Let’s start with who Longfin is: a trade finance company that is listed in the US on NASDAQ. It specialises in blockchain technology. But while it is listed on a major US stock exchange, most of the Longfin stock is not publicly accessible. The free float of the Longfin stock – i.e. the amount that is being bought and sold on a regular basis – is relatively small.

Longfin stock soared in December

Longfin’s venture into the cryptocurrency space started in December when it bought Ziddu.com, a move that drove its share price through the roof (remember that the supply of Longfin stock is quite limited). This left it with a market capitalisation of more than $2 billion.

Enter FTSE Russell, which designs and manages thousands of stock market indexes. This includes some of the key US benchmark indexes like the Russell 2000 and Russell 3000 indexes. The indexes are tracked by many exchange traded funds around the world. FTSE Russell, based on Longfin’s market cap, decided to include Longfin stock in both the benchmark Russell 2000 and Russell 3000 indexes.

By doing so, FTSE Russell breached its own rules, because it should not be including stocks that have such a small free float. Companies need to have a free float of over 5% to be eligible – this is partly because ETF managers will want to buy the shares to mirror the index. Longfin shares only represented 2.5% of the value of the company.

What happened next was that the big ETF fund managers automatically piled into Longfin shares: the bigger trackers gobbled up close to 45% of the outstanding shares. Blackrock alone owned close to 30% of the free float in its ETFs by the end of last week. The buying activity had also managed to increase the value of Longfin shares by over 70% in the space of a fortnight.
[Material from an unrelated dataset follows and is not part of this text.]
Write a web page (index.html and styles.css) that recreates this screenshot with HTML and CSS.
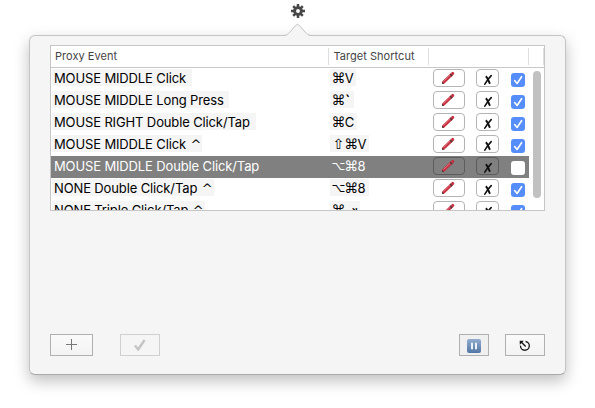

FTSE Russell yanks Longfin stock from indexes

The Longfin share price was not going up because the company was simply more valuable – it was being driven up by ETFs seeking to replicate the index. It is a stunning example of how influential index tracking funds are now in today’s market.

In a statement issued yesterday, FTSE Russell said it would in fact be dropping Longfin from its indexes because of the aforesaid free float issues. This will mean an immediate reversal of the Longfin share price. On top of that, it was also labelled as a ‘pure stock’ scheme on Monday by Citron, a US research firm, which claimed that the company might become the subject of an investigation by the SEC, potentially because of inaccurate filings.

Longfin’s investor relations representatives have defended the firm against these allegations from Citron, claiming they have no basis. In addition, the company’s CEO, Venkat Meenavalli, has consistently argued that the valuations seen in Longfin stock since December are not justified and are being driven by the speculative frenzy that surrounds blockchain and cryptocurrencies at the moment.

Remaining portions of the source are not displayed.